I don't know what has gotten into me lately, or what has changed.  These past few months, I have definitely gotten faster.  I can't explain it, but I'll take it.  I still feel like someone should pinch me so I can wake up.  On average, I am running a lot faster than I ever have before.  I keep expecting someone to show up and say, sorry, we had the clocks wrong.  Either that, or I am waiting for the other shoe to drop.  With Point Bock, I was convinced that my PR at that 5-Miler was a fluke.  But, now I am wondering.

In any case, the Run for Home is a good event if you are in the area - and I am not just saying that because our club puts it on!  The course wends its way through the local technical college's campus into area neighborhoods before turning around and coming back.  There is a slight hill going both ways, as you have to go over a bridge, but it's not that daunting.  Mostly, the course is flat.  It's fun to start and finish at the baseball stadium.  The last two-tenths of a mile are around the baseball field's warning track, and you finish up right near first base.  There is a ton of food afterwards, and the kids' races are a lot of fun.

In fact, that was my next stop, as my volunteering position had me working the finish line of the kids' quarter-mile, half-mile, and mile fun runs.  That was a blast!
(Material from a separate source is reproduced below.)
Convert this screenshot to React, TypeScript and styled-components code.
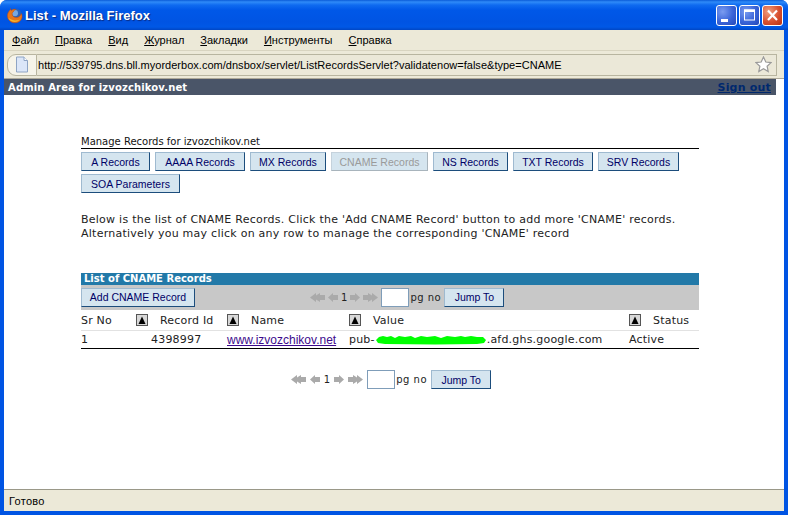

I loved watching all the kids' excitement as they started out, and it was fun to encourage them to keep going if their race had them doing more than one lap around the field.  E. did great running on her own for the half mile.  She always makes me smile, because - like me - she has a tendency to take walk breaks, but when she runs, she is FAST - passing everyone she can reach.  If she ever decides that running is what she wants to do, the other kids will have to watch out.  LG did awesome, too, in the quarter-mile event running with Hubby.  He makes me smile in his own way, because as small as he is, he is stubborn and doesn't give up.  Both kids have been doing this event since they could walk, so it is nice to see the tradition continue.

I'll post some pictures from the race later, but for now - that's my race report!

Happy Running!  (Or, in my case today, Happy Yoga and Elliptical!)